Why jobs reports revisions happen and what they mean

Yahoo Finance's Bran Cheung details the context around revisions in monthly jobs reports from the Bureau of Labor Statistics.

Video Transcript


BRIAN SOZZI: All right, now let's get over to our very own Brian Cheung for a deeper look into the jobs report, Brian?

BRIAN CHEUNG: Hey, Brian. Yeah, well, we did get the headline number, 467,000 non-farm payroll adds in the month of January. That was a big surprise from some who even expected a negative print because of the impact of the Omicron variant. Unemployment clocking in at 4%, basically unchanged from the 3.9% we had seen in the month prior. And then wage growth coming in at 5.7% on a year-over-year basis.

But obviously, a lot of interest in just the revisions that were made to previous months as well. I want to highlight that there were two major adjustments that were made. First, they benchmark against data as an update to the quarterly count that they get on the unemployment insurance tax system. This is a way that the BLS can make sure that their data lines up with figuring out when people are leaving or entering the workplace, based off of their UI filings, as well as just regular seasonal fluctuations they do on a yearly basis to kind of smooth it over major holidays.

And you can see that they made revisions to all 12 months over the course of 2021, very dramatic upside but also downside revisions to over the month changes when you consider that some months for example, like July of 2021, as you see ahead of you, actually declining by 402,000 but then some sharp upward revisions like in the later months of last year, November revised up by 398,000. Again, that's in addition to what they had already reported, and then December by 311,000 as well. So there's a lot going on under the hood with that jobs report beyond that headline number, which surprised on the upside today, guys.

JULIE HYMAN: Yeah, and Brian, when you see the size of those revisions, like why do we pay any attention to the monthly numbers when the revisions are that-- I mean, are that huge in a typical year or was this atypical that we saw revisions of that size?

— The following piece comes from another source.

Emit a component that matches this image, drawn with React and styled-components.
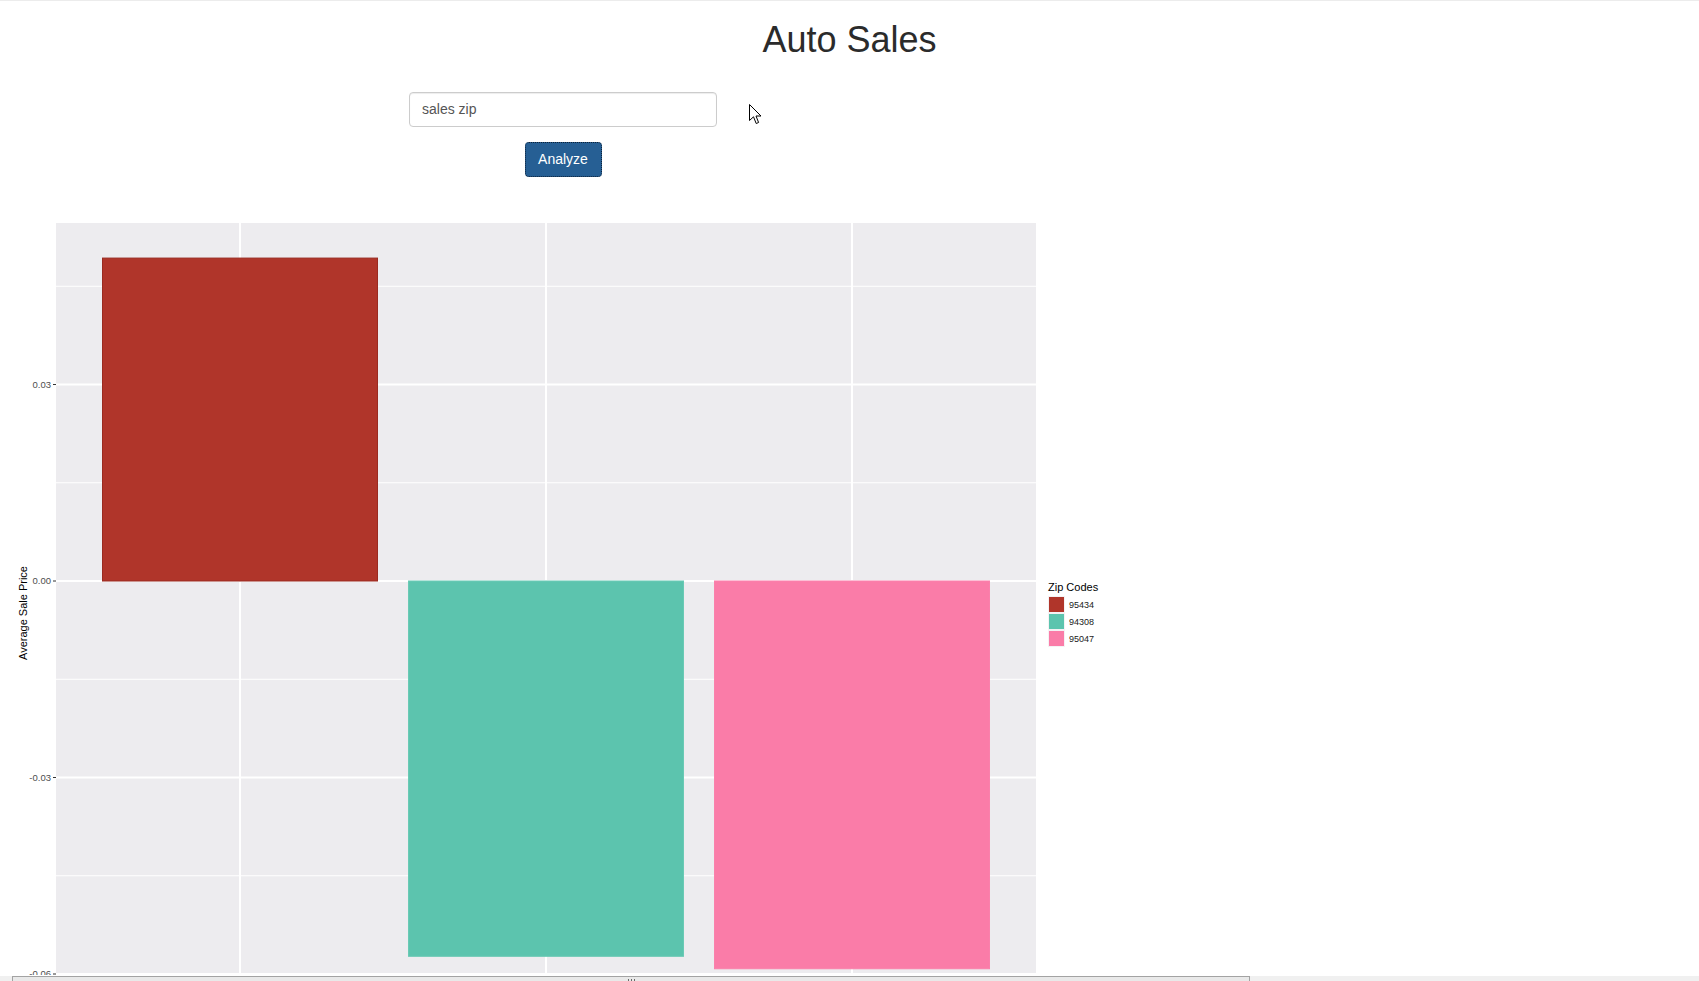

BRIAN CHEUNG: Yeah, this is a very important question. In my past life, I was an econometrics kind of person. I've kind of washed-up since then but basically what you need to know is that there is a large standard of deviation when it comes to the revisions that are made to the data that's reported on a monthly basis. And this isn't by any means any sort of an accusation that the numbers that are reported by the Bureau of Labor Statistics are wrong in any way.

It's just the way that data smoothing happens requires you to after the fact, go back and look at the data that's already been reported to take a look at any sort of unusual fluctuations. Ask the questions, well, why might those fluctuations be happening? And then take a look under the hood and see if you can actually see oh, actually, there was an unusual amount of seasonal hiring because of the holidays or we didn't properly take account for the unemployment insurance numbers that maybe tell us a little bit of a different story and that's the reason why they do this on an annual basis.

But it is indeed the case that even when we look at the singular report that we had gotten for the month of January, again being way above estimates and people are trying to back into narratives right now and there's no right answer as to why this was well above what the Street was estimating, is it because it covered the holiday season? Is it because of workers coming from somewhere else? Is it because of people that are working multiple jobs? Why is all this happening? Well, the jury's still out on that. But there will be econometric ways by which the BLS can look back on this data come January of 2023 to say oh, well, maybe we can revise those numbers.

So again it is indeed the case that you should take the headline number with a little bit of a grain of salt. However, trend-wise it's still telling the same story, which is that the labor market is still continuing to recover. The fact that it is a positive number in the first place still underscores that people are coming back into the labor force even though there was some question about whether or not we had reached maximum employment already.

When it comes to those that are watching the labor market, this is still a net positive. Even the labor force participation rate as we're showing you, ticking up. So all of these showing at least on a macro scale, people going back to work, employers able to hire, all positive things at least for the economic side of things.

BRIAN SOZZI: Brian, past lives? Weren't you born in 1992 you're always telling us? How many lives can you have?

BRIAN CHEUNG: I've done other stuff, Brian, you know.


BRIAN CHEUNG: In my past life maybe I was a real economist, I don't know.

BRIAN SOZZI: All right, fair enough. Get out of here. We'll talk to you later. Brian Cheung.